S&P – The March Non-Farm Payroll report showed a loss of 80,000 jobs, underscoring the weakness in the labor market. The report included a downward revision of the February figure from a loss of 63,000 jobs to a loss of 76,000. The unemployment rate surged to 5.1 percent from 4.8 percent the prior month. Stock index futures sold off sharply immediately after the release of the data, but have bounced back to positive territory. While the recovery in the index futures defies common logic, traders may actually be pleased with the report, believing the Fed may continue injecting liquidity via rate cuts. Banking stocks got a boost in pre-market trading, which seems to go along with this mindset. Traders may also have been prepared for the report after yesterday’s large initial claims figure and are now looking beyond the report, hoping for an economic recovery later this year. If the market continues to move higher, the June e-mini S&P may show a breakout from a two-day bull flag pattern. A breakout could signal that the market may be ready to attack early February highs of 1402.50. Momentum continues to outpace both price and RSI, suggesting near-term strength. Support comes in at 1362.75, 1352.00 and 1344.50, while resistance can be found at 1381.00, 1388.50 and 1399.25.

Crude Oil – Oil futures have bounced back after selling spurred by the release of the payroll report. The demand outlook continues to look weak based on the data, but the possibility of a reversal of the recent upturn in the U.S. Dollar is friendly to commodities. The Oil market continues to play off of the currency markets instead of fundamental data.

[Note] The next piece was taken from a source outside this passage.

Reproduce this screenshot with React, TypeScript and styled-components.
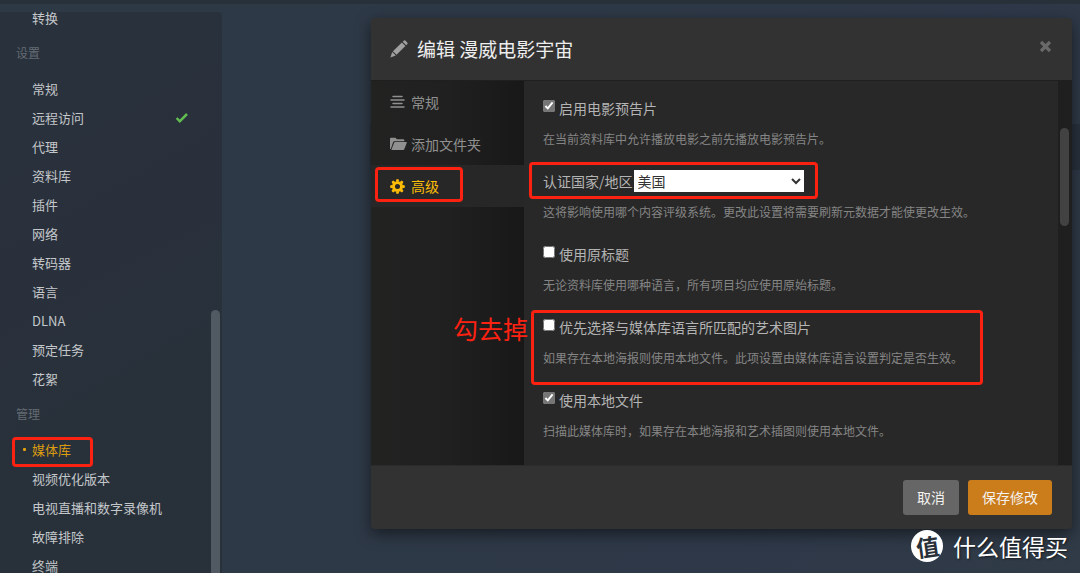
import React from "react";
import styled, { createGlobalStyle, css } from "styled-components";

const FONT = '"Noto Sans CJK SC", sans-serif';
const RED = "#fb2212";

const GlobalStyle = createGlobalStyle`
  *, *::before, *::after { box-sizing: border-box; }
  body {
    margin: 0;
    background: #2d3946;
    font-family: ${FONT};
    overflow: hidden;
  }
  ul, p, h1, h2 { margin: 0; padding: 0; }
  ul { list-style: none; }
  button, select, input { font-family: inherit; margin: 0; }
`;

const Page = styled.div`
  position: relative;
  display: flex;
  flex-direction: column;
  height: 100vh;
  overflow: hidden;
  background: linear-gradient(115deg, #2d3945 0%, #2e3947 50%, #2e3848 75%, #303b47 100%);
`;

const TopBar = styled.header`
  flex: none;
  height: 4px;
  background: #28303a;
`;

const Columns = styled.div`
  flex: 1;
  min-height: 0;
  display: flex;
  padding-top: 8px;
`;

const Sidebar = styled.nav`
  flex: none;
  display: flex;
  width: 222px;
  border-top-right-radius: 4px;
  background: linear-gradient(150deg, #29323c 0%, #29303c 40%, #28313a 70%);
`;

const SidebarScroll = styled.div`
  flex: 1;
  margin-top: -9px;
`;

const SidebarRail = styled.div`
  flex: none;
  width: 9px;
  margin: 298px 2px 0 0;
  border-radius: 5px 5px 0 0;
  background: #515962;
`;

const SidebarHeading = styled.h2`
  padding-left: 16px;
  font-size: 12px;
  font-weight: 400;
  line-height: 42px;
  color: #646b73;
`;

const frame = css<{ $frame?: string }>`
  ${({ $frame }) =>
    $frame &&
    css`
      position: relative;
      &::after {
        content: "";
        position: absolute;
        inset: ${$frame};
        border: 3px solid ${RED};
        border-radius: 4px;
        pointer-events: none;
      }
    `}
`;

const SidebarItem = styled.li<{ $active?: boolean; $frame?: string }>`
  display: flex;
  align-items: center;
  justify-content: space-between;
  height: 29px;
  padding: 0 22px 0 32px;
  ${frame}
  ${({ $active }) =>
    $active &&
    css`
      &::before {
        content: "";
        position: absolute;
        left: 23px;
        width: 3px;
        height: 3px;
        border-radius: 1px;
        background: #e5a00d;
      }
    `}
`;

const SidebarLink = styled.a<{ $active?: boolean }>`
  font-size: 13px;
  line-height: 29px;
  white-space: nowrap;
  text-decoration: none;
  color: ${({ $active }) => ($active ? "#dc9c10" : "#c4c7ca")};
`;

const MainPane = styled.main`
  flex: 1;
  padding-top: 112px;
`;

const LibraryRow = styled.div`
  height: 46px;
  margin-left: 148px;
  background: #28313d;
`;

const Overlay = styled.div`
  position: absolute;
  inset: 0;
  display: flex;
  padding: 18px 8px 44px 371px;
`;

const Dialog = styled.section`
  flex: 1;
  min-width: 0;
  display: flex;
  flex-direction: column;
  border-radius: 4px;
  background: #323232;
  box-shadow: 0 5px 15px rgba(0, 0, 0, 0.5);
`;

const DialogHeader = styled.header`
  flex: none;
  display: flex;
  align-items: center;
  gap: 9px;
  height: 62px;
  padding: 0 20px 0 19px;
`;

const DialogTitle = styled.h1`
  flex: 1;
  font-size: 19px;
  font-weight: 400;
  line-height: 28px;
  color: #eeeeee;
`;

const CloseButton = styled.button`
  display: flex;
  padding: 0;
  border: 0;
  background: none;
  color: #696969;
  margin-bottom: 6px;
`;

const DialogBody = styled.div`
  flex: 1;
  min-height: 0;
  display: flex;
  overflow: hidden;
  border-top: 1px solid #1f1f1f;
  background: #282828;
`;

const TabList = styled.ul`
  flex: none;
  width: 153px;
  background: linear-gradient(90deg, #222221 0%, #202020 50%, #181818 100%);
`;

const Tab = styled.li<{ $active?: boolean; $frame?: string }>`
  background: ${({ $active }) => ($active ? "#272727" : "none")};
  ${frame}
`;

const TabButton = styled.button<{ $active?: boolean }>`
  display: flex;
  align-items: center;
  gap: 4px;
  width: 100%;
  height: 42px;
  padding: 0 0 0 19px;
  border: 0;
  background: none;
  font-size: 14px;
  line-height: 20px;
  color: ${({ $active }) => ($active ? "#fdbd06" : "#909090")};
`;

const TabIcon = styled.span`
  display: flex;
  width: 17px;
`;

const Form = styled.form`
  flex: 1;
  min-width: 0;
  display: flex;
  flex-direction: column;
  gap: 19px;
  padding: 14px 0 0 19px;
`;

const Field = styled.div`
  position: relative;
  display: flex;
  flex-direction: column;
  gap: 9px;
`;

const FieldRow = styled.div<{ $frame?: string; $tight?: boolean }>`
  display: flex;
  align-items: center;
  align-self: flex-start;
  gap: ${({ $tight }) => ($tight ? "1px" : "4px")};
  height: 25px;
  ${frame}
`;

const FieldGroup = styled.div<{ $frame?: string }>`
  display: flex;
  flex-direction: column;
  align-self: flex-start;
  gap: 9px;
  ${frame}
`;

const FieldLabel = styled.label`
  font-size: 14px;
  line-height: 24px;
  white-space: nowrap;
  color: #b4b4b4;
`;

const Checkbox = styled.input`
  width: 12px;
  height: 12px;
  margin-bottom: 3px;
  accent-color: #767676;
`;

const Help = styled.p`
  font-size: 12px;
  line-height: 20px;
  white-space: nowrap;
  color: #858585;
`;

const Select = styled.select`
  width: 170px;
  height: 22px;
  padding: 0;
  border: 0;
  border-radius: 0;
  background: #ffffff;
  font-size: 14px;
  line-height: 22px;
  color: #333333;
`;

const Note = styled.span`
  position: absolute;
  right: 100%;
  top: 0;
  margin-right: 15px;
  font-size: 25px;
  line-height: 28px;
  white-space: nowrap;
  color: ${RED};
`;

const FormRail = styled.div`
  flex: none;
  width: 14px;
  padding: 47px 3px 0 2px;
  background: #1f1f1f;
`;

const FormThumb = styled.div`
  height: 98px;
  border-radius: 5px;
  background: #424242;
`;

const DialogFooter = styled.footer`
  flex: none;
  display: flex;
  align-items: center;
  justify-content: flex-end;
  gap: 9px;
  height: 64px;
  padding-right: 20px;
  border-top: 1px solid #2b2b2b;
`;

const ActionButton = styled.button<{ $primary?: boolean }>`
  height: 35px;
  padding: 0 14px;
  border: 0;
  border-radius: 3px;
  background: ${({ $primary }) => ($primary ? "#cb7c1b" : "#666666")};
  font-size: 14px;
  line-height: 35px;
  color: #f4f2ef;
`;

const Watermark = styled.div`
  position: absolute;
  right: 12px;
  bottom: 11px;
  display: flex;
  align-items: center;
  gap: 10px;
  font-size: 23px;
  line-height: 32px;
  color: #ffffff;
  text-shadow: 1px 1px 2px rgba(0, 0, 0, 0.6);
`;

const WatermarkBadge = styled.span`
  display: flex;
  align-items: center;
  justify-content: center;
  width: 32px;
  height: 32px;
  border-radius: 50%;
  background: #ffffff;
  color: #28303a;
  font-weight: 700;
  text-shadow: none;
`;

const BadgeGlyph = styled.span`
  transform: rotate(-8deg);
`;

const CheckIcon = () => (
  <svg width="14" height="12" viewBox="0 0 14 12" aria-hidden="true">
    <path d="M1.6 6l3.2 3.3L12 2" fill="none" stroke="#62bd50" strokeWidth="2.5" />
  </svg>
);

const PencilIcon = () => (
  <svg width="18" height="18" viewBox="0 0 18 18" fill="#a0a0a0" aria-hidden="true">
    <path d="M.4 17.4l1.8-5.3 3.6 3.4zM2.9 11.2l9-8.6 3.5 3.4-8.9 8.7zM12.7 1.8L14 .6q.7-.5 1.3 0L17.4 2.7q.6.6 0 1.3L16.2 5.2z" />
  </svg>
);

const LinesIcon = () => (
  <svg width="15" height="14" viewBox="0 0 15 14" aria-hidden="true">
    <path
      d="M3 1.500h9M1 5h13M3 8.500h9M1 12h13"
      fill="none"
      stroke="currentColor"
      strokeWidth="1.500"
      strokeLinecap="round"
    />
  </svg>
);

const FolderIcon = () => (
  <svg width="17" height="14" viewBox="0 0 17 14" fill="currentColor" aria-hidden="true">
    <path d="M0 12V1.8Q0 .8 1 .8h4.200q.6 0 .9.5l.6 1h6.600q1 0 1 1v.9H4.500q-1 0-1.400 1L.9 11.800z" />
    <path d="M1.300 13L4.100 5.700q.3-.7 1-.7H16.200q.9 0 .6.8L14.300 12.300q-.3.7-1 .7z" />
  </svg>
);

const GearIcon = () => (
  <svg width="15" height="15" viewBox="-8 -8 16 16" aria-hidden="true">
    <circle r="4.200" fill="none" stroke="currentColor" strokeWidth="3" />
    {[0, 45, 90, 135, 180, 225, 270, 315].map((angle) => (
      <path
        key={angle}
        d="M-1.800-5L-1.200-7.800H1.200L1.800-5z"
        fill="currentColor"
        transform={`rotate(${angle})`}
      />
    ))}
  </svg>
);

const CloseIcon = () => (
  <svg width="13" height="13" viewBox="0 0 13 13" aria-hidden="true">
    <path d="M2 2l9 9M11 2l-9 9" stroke="currentColor" strokeWidth="3.200" />
  </svg>
);

const SETTINGS = [
  "常规",
  "远程访问",
  "代理",
  "资料库",
  "插件",
  "网络",
  "转码器",
  "语言",
  "DLNA",
  "预定任务",
  "花絮",
];

const MANAGE = ["媒体库", "视频优化版本", "电视直播和数字录像机", "故障排除", "终端"];

interface CheckFieldProps {
  id: string;
  label: string;
  help: string;
  checked?: boolean;
  frame?: string;
  note?: string;
}

const CheckField = ({ id, label, help, checked, frame: inset, note }: CheckFieldProps) => (
  <Field>
    {note && <Note>{note}</Note>}
    <FieldGroup $frame={inset}>
      <FieldRow>
        <Checkbox type="checkbox" id={id} defaultChecked={checked} />
        <FieldLabel htmlFor={id}>{label}</FieldLabel>
      </FieldRow>
      <Help>{help}</Help>
    </FieldGroup>
  </Field>
);

export default function App() {
  return (
    <Page>
      <GlobalStyle />
      <TopBar />
      <Columns>
        <Sidebar>
          <SidebarScroll>
            <ul>
              <SidebarItem>
                <SidebarLink href="#convert">转换</SidebarLink>
              </SidebarItem>
            </ul>
            <SidebarHeading>设置</SidebarHeading>
            <ul>
              {SETTINGS.map((name) => (
                <SidebarItem key={name}>
                  <SidebarLink href="#settings">{name}</SidebarLink>
                  {name === "远程访问" && <CheckIcon />}
                </SidebarItem>
              ))}
            </ul>
            <SidebarHeading>管理</SidebarHeading>
            <ul>
              {MANAGE.map((name, i) => (
                <SidebarItem
                  key={name}
                  $active={i === 0}
                  $frame={i === 0 ? "2px 118px -3px 12px" : undefined}
                >
                  <SidebarLink href="#manage" $active={i === 0}>
                    {name}
                  </SidebarLink>
                </SidebarItem>
              ))}
            </ul>
          </SidebarScroll>
          <SidebarRail />
        </Sidebar>
        <MainPane>
          <LibraryRow />
        </MainPane>
      </Columns>

      <Overlay>
        <Dialog role="dialog" aria-labelledby="dialog-title">
          <DialogHeader>
            <PencilIcon />
            <DialogTitle id="dialog-title">编辑 漫威电影宇宙</DialogTitle>
            <CloseButton type="button" aria-label="关闭">
              <CloseIcon />
            </CloseButton>
          </DialogHeader>
          <DialogBody>
            <TabList>
              <Tab>
                <TabButton type="button">
                  <TabIcon>
                    <LinesIcon />
                  </TabIcon>
                  常规
                </TabButton>
              </Tab>
              <Tab>
                <TabButton type="button">
                  <TabIcon>
                    <FolderIcon />
                  </TabIcon>
                  添加文件夹
                </TabButton>
              </Tab>
              <Tab $active $frame="2px 61px 5px 4px">
                <TabButton type="button" $active>
                  <TabIcon>
                    <GearIcon />
                  </TabIcon>
                  高级
                </TabButton>
              </Tab>
            </TabList>
            <Form>
              <CheckField
                id="trailers"
                label="启用电影预告片"
                help="在当前资料库中允许播放电影之前先播放电影预告片。"
                checked
              />
              <Field>
                <FieldRow $tight $frame="-6px -14px">
                  <FieldLabel htmlFor="country">认证国家/地区</FieldLabel>
                  <Select id="country" defaultValue="us">
                    <option value="us">美国</option>
                  </Select>
                </FieldRow>
                <Help>这将影响使用哪个内容评级系统。更改此设置将需要刷新元数据才能使更改生效。</Help>
              </Field>
              <CheckField
                id="original-title"
                label="使用原标题"
                help="无论资料库使用哪种语言，所有项目均应使用原始标题。"
              />
              <CheckField
                id="artwork-language"
                label="优先选择与媒体库语言所匹配的艺术图片"
                help="如果存在本地海报则使用本地文件。此项设置由媒体库语言设置判定是否生效。"
                frame="-4px -20px -17px -12px"
                note="勾去掉"
              />
              <CheckField
                id="local-assets"
                label="使用本地文件"
                help="扫描此媒体库时，如果存在本地海报和艺术插图则使用本地文件。"
                checked
              />
            </Form>
            <FormRail>
              <FormThumb />
            </FormRail>
          </DialogBody>
          <DialogFooter>
            <ActionButton type="button">取消</ActionButton>
            <ActionButton type="button" $primary>
              保存修改
            </ActionButton>
          </DialogFooter>
        </Dialog>
      </Overlay>

      <Watermark>
        <WatermarkBadge>
          <BadgeGlyph>值</BadgeGlyph>
        </WatermarkBadge>
        什么值得买
      </Watermark>
    </Page>
  );
}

Even though the last two EIA reports were supportive of petroleum prices, the market is well off of highs because of the resurgence of the greenback. The daily and weekly May Crude Oil charts show consolidation and indecision. It is apparent when looking at the chart that there is reluctance to push prices beyond $110 a barrel, but at the same time, bulls seem to step up the buying pressure when the contract flirts with $100 on the downside. A breakout of this congestion will likely determine the direction of the market over the next several months after either the bulls or bears gain a decisive edge. Support comes in at 102.55, 101.26 and 99.32, while resistance can be found at 105.78, 107.72 and 109.01.

Bonds – Bond futures got a lift from the payroll report, as traders flocked to safer investments. While the report can be seen as very Bond-friendly, the implications for the U.S. Dollar may stymie treasury buying from overseas investors. Overall, the report could stop the recent slide in Bond prices. The solid economic data earlier this week hinted toward the Fed possibly pausing rate cuts, or at the very least being less aggressive with them. This report may change that mindset among traders. June Bonds found support at 117-00 and are currently trading above chart resistance at 118-23. Closes above 118-23 and 119-19.5 may be seen as bullish in the near term. Support comes in at 117-05, 116-25 and 115-28, while resistance can be found at 118-14, 119-11 and 119-23.